Fresno State AAPIDA community showcase different cultures in networking event
Asian and Asian Pacific Islander Desi American (AAPIDA) partnered with the Cross-Cultural and Gender Center (CCGC) for its fall networking at Fresno State Library’s Ellipse Gallery on Nov. 10. (Manuel Hernandez/The Collegian)
Asian and Asian Pacific Islander Desi American (AAPIDA) faculty, staff and students were given a dedicated space to network and build new relationships at Fresno State Library’s Ellipse Gallery on Nov. 10.
From deep conversations about different AAPIDA cultures to laughter filling up the room during gift giveaways, everyone seemed to enjoy the networking event and embracing the cultures many don’t get to see at Fresno State.
“This event was actually very eye opening and interesting. I honestly didn’t expect to get the insight that I got, especially speaking with the different faculty,” said Sheena Palaruan, a Fresno State student who attended the event. “I didn’t even know there were different kinds of Asian faculty on campus, so it was pretty cool to see everyone here.”
Each semester, the Asian Faculty and Students Association (AFSA) hosts its networking event, but after a pause due to COVID-19, the event returned in-person in collaboration with the Cross-Cultural and Gender Center (CCGC).
AFSA’s fall networking event split students into multiple tables where different faculty and staff were sitting to discuss a variety of “”speed-dating questions,” according to the event handouts, before switching to another table after 20 minutes.
Kathy Moua, CCGC’s coordinator for Asian Pacific Islander and American Indian Programs and Services, organized the event.
“The importance of this event, especially after the pandemic, is to feature and showcase our Asian faculty, staff and students because our university is an AANAPISI [Asian American and Native American Pacific Islander serving institution], but how many Asian students do you actually know?” Moua said.
The event offered Cambodian food like Lort Cha, a rice pin noodle dish, and Cha Kreung Satch Moan, a chicken stir-fry. Fresno State professor and AFSA vice president Earl Aguilera also showcased Filipino martial art sticks, also known as Escrima Sticks, that were used after the Spanish colonization of the country.
Palaruan said she connected with faculty like Aguilera, who is Filipino, because she thought there were only Filipino students at Fresno State.
“It’s very awesome. I felt a sense of belonging, especially when he pulled out the [Escrima] sticks. That’s actually super cool. I didn’t know that was a part of our culture, and I’m from the Philippines,” she said.
Aguilera sat at a table alongside Gaonoucci Belle Vang, who works for Fresno State’s AANAPISI Initiative as the Student Success project coordinator, and Cassandra Hanlin, who works with the Title IX Office.
Vang is also an AFSA board member, but she said she came because she wanted to meet the students. Being from the Hmong community, Vang talked to students about balancing the pride of her Hmong identity while also combatting traditional ideals for women.
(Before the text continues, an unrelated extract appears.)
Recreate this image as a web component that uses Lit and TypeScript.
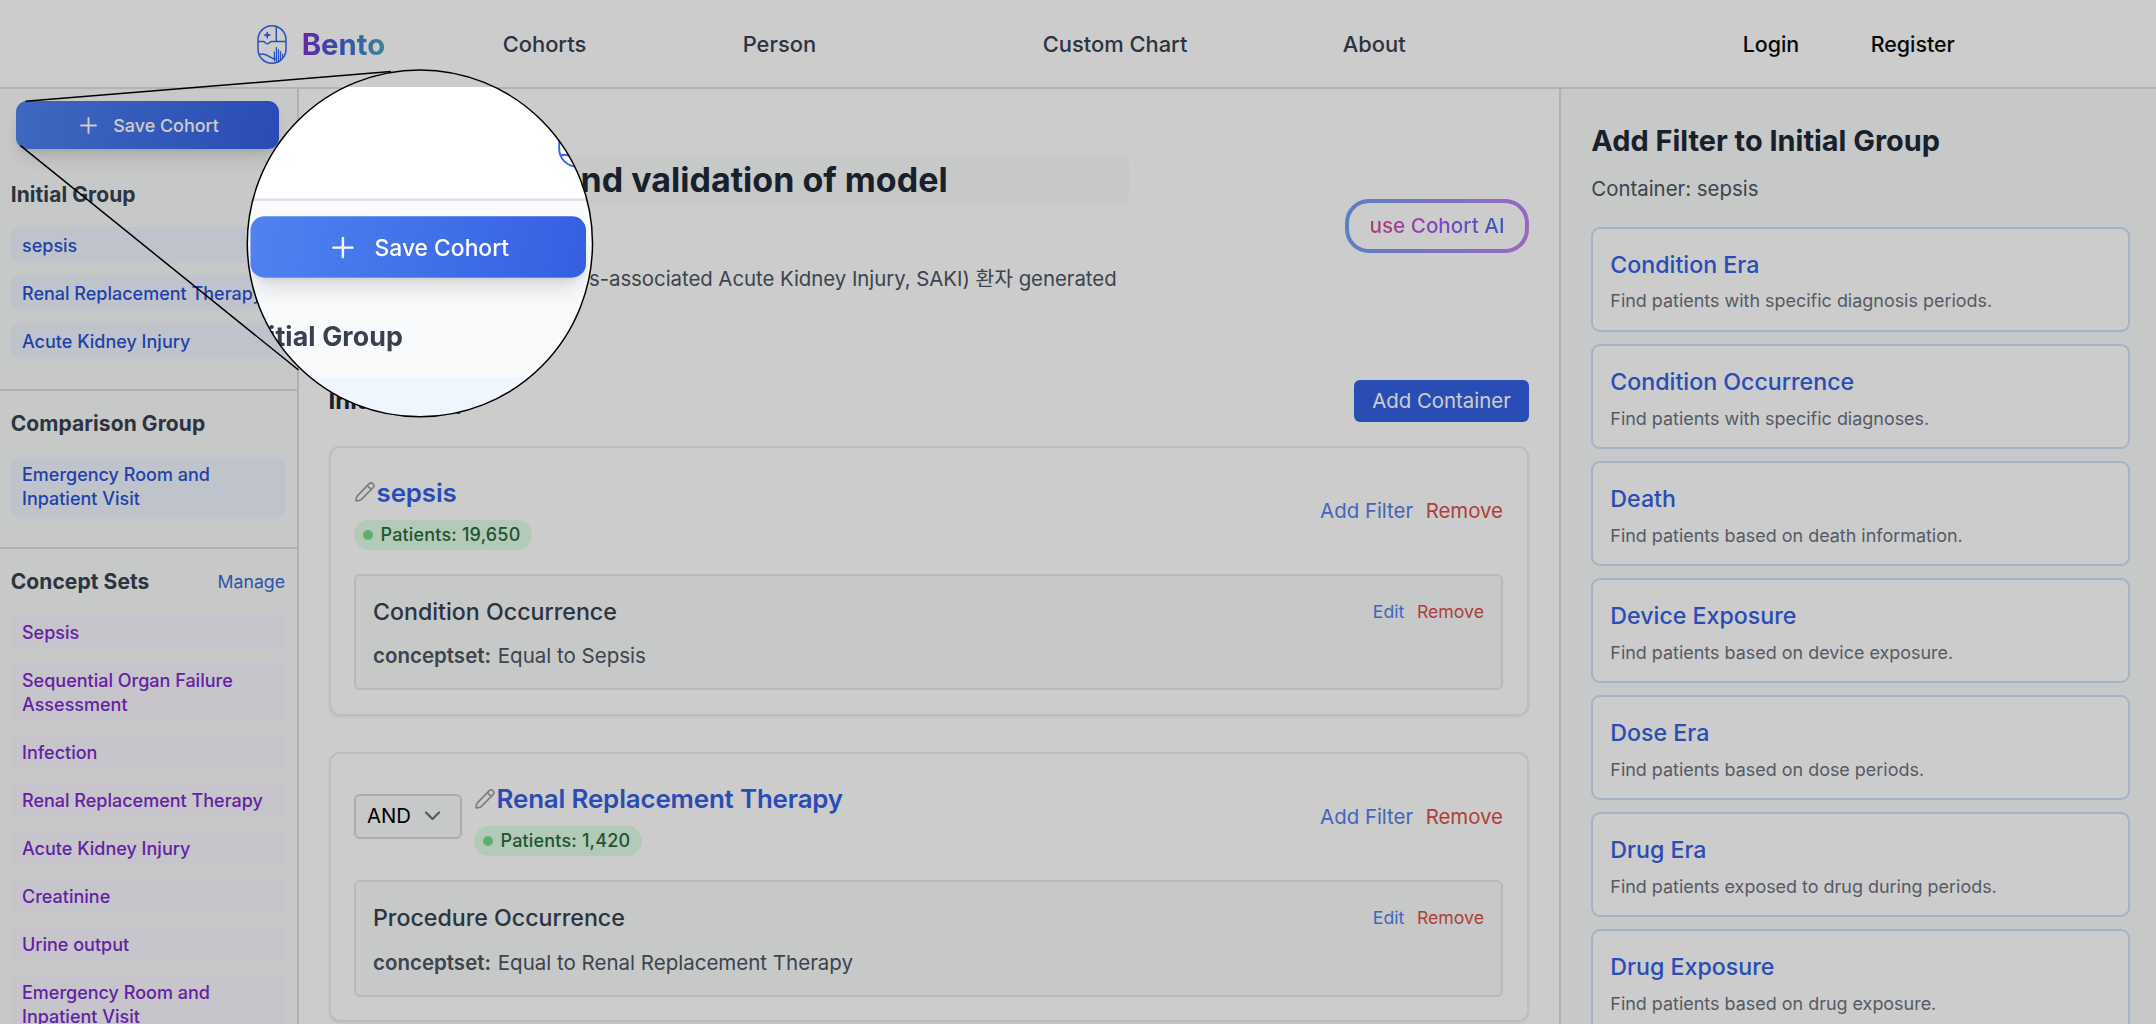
import { LitElement, html, css, nothing } from "lit";
import { customElement, property } from "lit/decorators.js";

interface FilterEntry {
  kind: string;
  value: string;
}

interface ContainerEntry {
  operator?: string;
  name: string;
  patients: string;
  filter: FilterEntry;
}

const INITIAL_GROUP = ["sepsis", "Renal Replacement Therapy", "Acute Kidney Injury"];
const COMPARISON_GROUP = ["Emergency Room and Inpatient Visit"];
const CONCEPT_SETS = [
  "Sepsis",
  "Sequential Organ Failure Assessment",
  "Infection",
  "Renal Replacement Therapy",
  "Acute Kidney Injury",
  "Creatinine",
  "Urine output",
  "Emergency Room and Inpatient Visit",
];

const LENS_ROWS = ["\u00a0"];

const CONTAINERS: ContainerEntry[] = [
  {
    name: "sepsis",
    patients: "19,650",
    filter: { kind: "Condition Occurrence", value: "Equal to Sepsis" },
  },
  {
    operator: "AND",
    name: "Renal Replacement Therapy",
    patients: "1,420",
    filter: { kind: "Procedure Occurrence", value: "Equal to Renal Replacement Therapy" },
  },
];

const FILTERS: [string, string][] = [
  ["Condition Era", "Find patients with specific diagnosis periods."],
  ["Condition Occurrence", "Find patients with specific diagnoses."],
  ["Death", "Find patients based on death information."],
  ["Device Exposure", "Find patients based on device exposure."],
  ["Dose Era", "Find patients based on dose periods."],
  ["Drug Era", "Find patients exposed to drug during periods."],
  ["Drug Exposure", "Find patients based on drug exposure."],
];

@customElement("bento-logo")
export class BentoLogo extends LitElement {
  static styles = css`
    :host {
      display: block;
      width: 30px;
      height: 39px;
    }
    svg {
      display: block;
      fill: none;
      stroke: #3565ec;
      stroke-width: 1.5;
      stroke-linejoin: round;
    }
    .solid {
      fill: #3565ec;
      stroke: none;
    }
    .fine {
      stroke-width: 1.2;
    }
  `;

  render() {
    return html`<svg width="30" height="39" viewBox="0 0 30 39">
      <rect x="1" y="0.8" width="28" height="37.4" rx="14" />
      <path d="M19.3 1.4V16.5" />
      <path d="M1 16.5H6.2C8.2 16.5 8.6 18.8 10.4 18.8S12.6 16.5 14.6 16.5H29" />
      <path
        class="solid"
        d="M10.3 6.3L11.3 9.1L13.9 10.1L11.3 11.1L10.3 13.9L9.3 11.1L6.7 10.1L9.3 9.1Z"
      />
      <path class="fine" d="M10.3 7V13.2M7.2 10.1H13.4" />
      <path d="M1.8 29.4C6 28.2 9.5 29.4 12.5 31.6C15 33.4 17 34 19.3 34" />
      <path
        class="fine"
        d="M17.4 26.5V36.5M19.4 22V37M21.4 24V36.6M23.4 26V35.4M25.4 28.5V33.4"
      />
    </svg>`;
  }
}

@customElement("save-button")
export class SaveButton extends LitElement {
  static styles = css`
    :host {
      display: block;
    }
    .button {
      display: flex;
      align-items: center;
      gap: 16px;
      width: 263px;
      height: 48px;
      box-sizing: border-box;
      padding: 1px 0 0 64px;
      border-radius: 11px;
      background: linear-gradient(100deg, #4f83f0, #355fe2);
      box-shadow: 0 12px 18px -4px rgba(0, 0, 0, 0.13), 0 4px 6px -3px rgba(0, 0, 0, 0.1);
      color: #fff;
      font-size: 17.9px;
      font-weight: 550;
      line-height: 24px;
    }
    svg {
      display: block;
      stroke: #fff;
      stroke-width: 1.9;
      stroke-linecap: round;
    }
  `;

  render() {
    return html`<div class="button">
      <svg width="17" height="17" viewBox="0 0 17 17"><path d="M8.5 1V16M1 8.5H16" /></svg>
      <span>Save Cohort</span>
    </div>`;
  }
}

@customElement("side-section")
export class SideSection extends LitElement {
  @property() heading = "";
  @property() action = "";
  @property() tone = "blue";
  @property({ attribute: false }) items: string[] = [];

  static styles = css`
    :host {
      display: block;
      padding: 19.5px 12px 30px 10.7px;
    }
    .head {
      display: flex;
      justify-content: space-between;
      align-items: center;
      height: 28px;
      margin-bottom: 18.3px;
    }
    .title {
      color: #374151;
      font-size: 21px;
      font-weight: 660;
      letter-spacing: 0.08px;
      line-height: 28px;
    }
    .action {
      color: #3a68d8;
      font-size: 17.7px;
      line-height: 28px;
    }
    .list {
      display: flex;
      flex-direction: column;
      gap: 12px;
    }
    .item {
      padding: 6.8px 12px 5.2px 11.3px;
      border-radius: 8px;
      font-size: 18px;
      font-weight: 550;
      line-height: 24px;
    }
    .text {
      display: block;
      max-width: 244px;
    }
    .blue {
      background: #eff6ff;
      color: #2c51d4;
    }
    .purple {
      background: #faf5ff;
      color: #7b2bcb;
    }
  `;

  render() {
    return html`<div class="head">
        <span class="title">${this.heading}</span>
        ${this.action ? html`<span class="action">${this.action}</span>` : nothing}
      </div>
      <div class="list">
        ${this.items.map(
          (t) => html`<div class="item ${this.tone}"><span class="text">${t}</span></div>`
        )}
      </div>`;
  }
}

@customElement("container-card")
export class ContainerCard extends LitElement {
  @property({ attribute: false }) entry!: ContainerEntry;

  static styles = css`
    :host {
      display: block;
    }
    .card {
      box-sizing: border-box;
      height: 269.7px;
      padding: 24px 24px 23px 23.4px;
      border: 2px solid #ecedf1;
      border-radius: 11px;
      background: #fff;
      box-shadow: 0 1px 3px rgba(0, 0, 0, 0.07);
    }
    .head {
      display: flex;
      align-items: center;
      height: 77.7px;
    }
    .operator {
      display: flex;
      align-items: center;
      gap: 13px;
      box-sizing: border-box;
      width: 108px;
      height: 45px;
      margin-right: 12px;
      padding-left: 11px;
      position: relative;
      top: -1px;
      border: 2px solid #d5d8de;
      border-radius: 6px;
      background: #f9fafb;
      color: #000;
      font-size: 20.3px;
      line-height: 28px;
    }
    .operator svg {
      display: block;
      fill: none;
      stroke: #6b7280;
      stroke-width: 2.2;
      stroke-linecap: round;
      stroke-linejoin: round;
    }
    .names {
      flex: 1;
      display: flex;
      flex-direction: column;
      align-items: flex-start;
    }
    .name {
      display: flex;
      align-items: center;
      gap: 2px;
      height: 41px;
      margin-bottom: 6.7px;
      color: #3560e3;
      font-size: 25.9px;
      font-weight: 560;
      letter-spacing: -0.15px;
      line-height: 41px;
    }
    .name svg {
      display: block;
      margin-left: 0.6px;
      fill: none;
      stroke: #9b9ea6;
      stroke-width: 1.7;
      stroke-linejoin: round;
      stroke-linecap: round;
    }
    .badge {
      display: flex;
      align-items: center;
      gap: 7.5px;
      height: 30px;
      box-sizing: border-box;
      padding: 0.5px 12px 0 9px;
      border-radius: 15px;
      background: #e0fde8;
      color: #2b6a3a;
      font-size: 18px;
      font-weight: 540;
      letter-spacing: 0.18px;
      line-height: 28px;
    }
    .dot {
      width: 10px;
      height: 10px;
      border-radius: 50%;
      background: #75dd8a;
    }
    .actions {
      display: flex;
      gap: 12.5px;
      font-size: 20.4px;
      line-height: 28px;
    }
    .small {
      font-size: 17.7px;
    }
    .add {
      color: #5580e6;
    }
    .remove {
      color: #d8504a;
    }
    .filter {
      box-sizing: border-box;
      height: 116.5px;
      margin-top: 24.3px;
      padding: 20.6px 17px 0 17px;
      border: 2px solid #e6e8ec;
      border-radius: 6px;
      background: #f9fafb;
    }
    .row {
      display: flex;
      justify-content: space-between;
      align-items: center;
      height: 30px;
      margin-bottom: 15.9px;
    }
    .kind {
      color: #374151;
      font-size: 23.2px;
      font-weight: 540;
    }
    .value {
      color: #4b5563;
      font-size: 20.5px;
      line-height: 28px;
    }
    .key {
      margin-right: 1px;
      font-weight: 560;
    }
  `;

  render() {
    const e = this.entry;
    return html`<div class="card">
      <div class="head">
        ${e.operator
          ? html`<div class="operator">
              <span>${e.operator}</span>
              <svg width="17" height="10" viewBox="0 0 17 10"><path d="M2 1.5L8.5 8L15 1.5" /></svg>
            </div>`
          : nothing}
        <div class="names">
          <div class="name">
            <svg width="20" height="20" viewBox="0 0 20 20">
              <path
                d="M14 1.9A2.55 2.55 0 0 1 18 5.6L6.2 17.6Q4.4 19 1.2 18.9Q0.8 16 2.4 13.9Z"
              />
              <path d="M12.4 3.8L16.2 7.4" />
            </svg>
            <span>${e.name}</span>
          </div>
          <div class="badge"><span class="dot"></span><span>Patients: ${e.patients}</span></div>
        </div>
        <div class="actions">
          <span class="add">Add Filter</span><span class="remove">Remove</span>
        </div>
      </div>
      <div class="filter">
        <div class="row">
          <span class="kind">${e.filter.kind}</span>
          <div class="actions small">
            <span class="add">Edit</span><span class="remove">Remove</span>
          </div>
        </div>
        <div class="value"><span class="key">conceptset:</span> ${e.filter.value}</div>
      </div>
    </div>`;
  }
}

@customElement("app-root")
export class AppRoot extends LitElement {
  static styles = css`
    :host {
      display: block;
      position: relative;
      width: 2156px;
      height: 1024px;
      overflow: hidden;
      background: #fff;
      font-family: Inter, "Noto Sans CJK KR", sans-serif;
    }
    .page {
      display: flex;
      flex-direction: column;
      height: 1024px;
      overflow: hidden;
    }
    .header {
      flex: none;
      display: grid;
      grid-template-columns: 246px 240px 300px 300px 400px 128px 1fr;
      align-items: center;
      box-sizing: border-box;
      height: 89px;
      padding: 1px 0 0 256.7px;
      border-bottom: 2px solid #dde1e7;
      background: #fff;
      color: #374151;
      font-size: 21.9px;
      font-weight: 520;
      line-height: 30px;
      box-shadow: inset 0 1px 0 #fff;
    }
    .brand {
      display: flex;
      align-items: center;
      gap: 15px;
    }
    .wordmark {
      padding-top: 1px;
      background: linear-gradient(90deg, #7e35cf, #3f63d9 50%, #48a9bd);
      background-clip: text;
      -webkit-background-clip: text;
      color: transparent;
      font-size: 29.3px;
      font-weight: 700;
      line-height: 40px;
    }
    .account {
      color: #0c0c0c;
      font-size: 21.4px;
    }
    .body {
      flex: 1;
      min-height: 0;
      display: grid;
      grid-template-columns: 299px 1fr 597px;
    }
    .sidebar {
      box-sizing: border-box;
      width: 299px;
      min-height: 0;
      overflow: hidden;
      padding-top: 12px;
      border-right: 2px solid #dcdee2;
      background: #f9fafb;
    }
    .save {
      margin: 0 0 12px 16.3px;
    }
    .divided {
      border-top: 2px solid #dcdee2;
    }
    .main {
      min-width: 0;
      min-height: 0;
      overflow: hidden;
      padding: 65.7px 30px 0 29.6px;
    }
    .intro {
      display: flex;
      align-items: center;
      justify-content: space-between;
      height: 142px;
      margin-bottom: 83.3px;
    }
    .summary {
      display: flex;
      flex-direction: column;
      gap: 61.5px;
      width: 800px;
      height: 142px;
    }
    .title {
      height: 48.5px;
      box-sizing: border-box;
      padding: 1px 181px 0 0;
      border-radius: 8px;
      background: #f9fafb;
      color: #1f2937;
      font-size: 34px;
      font-weight: 700;
      line-height: 48px;
      text-align: right;
      white-space: nowrap;
    }
    .description {
      padding-right: 12px;
      color: #4b5563;
      font-size: 20.4px;
      letter-spacing: -0.04px;
      line-height: 28px;
      text-align: right;
      white-space: nowrap;
    }
    .assistant {
      display: flex;
      align-items: center;
      justify-content: center;
      box-sizing: border-box;
      width: 184px;
      height: 54px;
      border: 4.6px solid transparent;
      border-radius: 24px;
      background: linear-gradient(#fff, #fff) padding-box,
        linear-gradient(90deg, #769ff2, #bd82f0) border-box;
    }
    .assistant-text {
      background: linear-gradient(90deg, #e24a92, #a659f3 50%, #4573e2);
      background-clip: text;
      -webkit-background-clip: text;
      color: transparent;
      font-size: 20.7px;
      font-weight: 500;
      line-height: 28px;
    }
    .group-head {
      display: flex;
      align-items: center;
      justify-content: space-between;
      height: 42px;
      margin-bottom: 24px;
    }
    .group-title {
      padding-top: 1px;
      color: #1f2937;
      font-size: 24px;
      font-weight: 700;
      line-height: 32px;
    }
    .primary {
      display: flex;
      align-items: center;
      justify-content: center;
      width: 175px;
      height: 42px;
      border-radius: 6px;
      background: #3560e3;
      color: #fff;
      font-size: 20.4px;
    }
    .cards {
      display: flex;
      flex-direction: column;
      gap: 36.5px;
    }
    .panel {
      box-sizing: border-box;
      min-height: 0;
      overflow: hidden;
      padding: 33.5px 26px 0 30.3px;
      border-left: 2px solid #dcdee2;
      background: #f9fafb;
    }
    .panel-title {
      color: #1f2937;
      font-size: 28.9px;
      font-weight: 700;
      line-height: 36px;
    }
    .panel-note {
      margin: 16px 0 24.5px;
      color: #4b5563;
      font-size: 20.4px;
      line-height: 28px;
    }
    .options {
      display: flex;
      flex-direction: column;
      gap: 12.5px;
    }
    .option {
      flex: none;
      box-sizing: border-box;
      height: 104.55px;
      padding: 21.2px 17px 0;
      border: 2px solid #cde0fb;
      border-radius: 9px;
      background: #fff;
    }
    .option-name {
      margin-bottom: 9.3px;
      color: #3560e3;
      font-size: 23.2px;
      font-weight: 540;
      line-height: 30px;
    }
    .option-note {
      color: #6b7280;
      font-size: 17.95px;
      line-height: 24px;
    }
    .scrim {
      position: absolute;
      inset: 0;
      background: rgba(0, 0, 0, 0.2);
    }
    .lens {
      position: absolute;
      left: 247px;
      top: 70px;
      width: 346px;
      height: 347px;
      overflow: hidden;
      border-radius: 50%;
    }
    .lens-page {
      position: absolute;
      left: -16.7px;
      top: 17.4px;
      width: 297px;
      height: 270px;
      overflow: hidden;
      background: #f9fafb;
      transform: scale(1.276, 1.28);
      transform-origin: 0 0;
    }
    .lens-header {
      display: flex;
      align-items: center;
      box-sizing: border-box;
      height: 89px;
      padding-left: 256.7px;
      border-bottom: 2px solid #dde2e9;
      background: #fff;
    }
    .lens-side {
      padding-top: 12px;
    }
    .callout {
      position: absolute;
      left: 0;
      top: 0;
      fill: none;
      stroke: #000;
      stroke-width: 1.5;
    }
  `;

  render() {
    return html`
      <div class="page">
        <header class="header">
          <div class="brand">
            <bento-logo></bento-logo>
            <span class="wordmark">Bento</span>
          </div>
          <span>Cohorts</span>
          <span>Person</span>
          <span>Custom Chart</span>
          <span>About</span>
          <span class="account">Login</span>
          <span class="account">Register</span>
        </header>
        <div class="body">
          <nav class="sidebar">
            <save-button class="save"></save-button>
            <side-section heading="Initial Group" .items=${INITIAL_GROUP}></side-section>
            <side-section
              class="divided"
              heading="Comparison Group"
              .items=${COMPARISON_GROUP}
            ></side-section>
            <side-section
              class="divided"
              heading="Concept Sets"
              action="Manage"
              tone="purple"
              .items=${CONCEPT_SETS}
            ></side-section>
          </nav>
          <main class="main">
            <div class="intro">
              <div class="summary">
                <div class="title">and validation of model</div>
                <div class="description">
                  Sepsis-associated Acute Kidney Injury, SAKI) 환자 generated
                </div>
              </div>
              <div class="assistant"><span class="assistant-text">use Cohort AI</span></div>
            </div>
            <div class="group-head">
              <span class="group-title">Initial Group</span>
              <div class="primary">Add Container</div>
            </div>
            <div class="cards">
              ${CONTAINERS.map((c) => html`<container-card .entry=${c}></container-card>`)}
            </div>
          </main>
          <aside class="panel">
            <div class="panel-title">Add Filter to Initial Group</div>
            <div class="panel-note">Container: sepsis</div>
            <div class="options">
              ${FILTERS.map(
                ([name, note]) => html`<div class="option">
                  <div class="option-name">${name}</div>
                  <div class="option-note">${note}</div>
                </div>`
              )}
            </div>
          </aside>
        </div>
      </div>
      <div class="scrim"></div>
      <div class="lens">
        <div class="lens-page">
          <div class="lens-header"><bento-logo></bento-logo></div>
          <div class="lens-side">
            <save-button class="save"></save-button>
            <side-section heading="Initial Group" .items=${LENS_ROWS}></side-section>
          </div>
        </div>
      </div>
      <svg class="callout" width="2156" height="1024" viewBox="0 0 2156 1024">
        <path d="M25.5 101.3L391 71.5M20.5 145.7L298.5 370" />
        <ellipse cx="419.9" cy="243.4" rx="172.6" ry="173.4" />
      </svg>
    `;
  }
}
She answered several students’ questions about how to overcome obstacles that come with being an Asian woman in the work environment. Vang understood what these students are going through because she was a student not that long ago, graduating from the Media, Communications and Journalism (MCJ) department in 2020.
“The cultural component was really enlightening. I feel like there’s not a lot of spaces like this offered on campus,” she said.
Hanlin, who goes by they/them pronouns, said the Title IX offices are trying to reach out and network more with students. They also said they learned a lot from the networking event.
“I think one of the biggest takeaways from today is the overlap of female-presenting women in the workforce, especially from Asian [and] minority cultures, [that] that advocacy is so necessary. Learning those skills doesn’t happen alone… So passing down those skills is going to build a better future for our students,” they said.
Dayeon Moon, who also goes by Luna, is the student coordinator for CCGC’s Asian Pacific Islander Programs and Services. She said it was a great experience because it’s hard to create connections with Asian faculty and staff members when it’s a sparse community on campus.
“I’m an international transfer student, and I feel like sometimes I’m alone and apart from every other student. I feel like I can go ahead and have some bonds with other people and other Asian students. That emotional support is the thing I got from this event,” Luna said.
She first enrolled as an American English Institute student, learning English at Fresno State, but now, she is a full-time sophomore student majoring in biology.
Originally from Seoul, the capital of South Korea, Luna said she’s proud to see Asian representation and hopes events like these will lead to increased representation of Korean culture at Fresno State, which she said she doesn’t see a lot of.
“Students teach you so much, so you put it in the back of your mind and think, ‘How am I going to serve my students knowing this information?’” Moua said. “I hope that when students feel heard from us, they know we have their backs.”
For students who missed the networking event, AFSA and CCGC plan to host another in the upcoming spring semester. More information can be found in the AFSA and CCGC websites.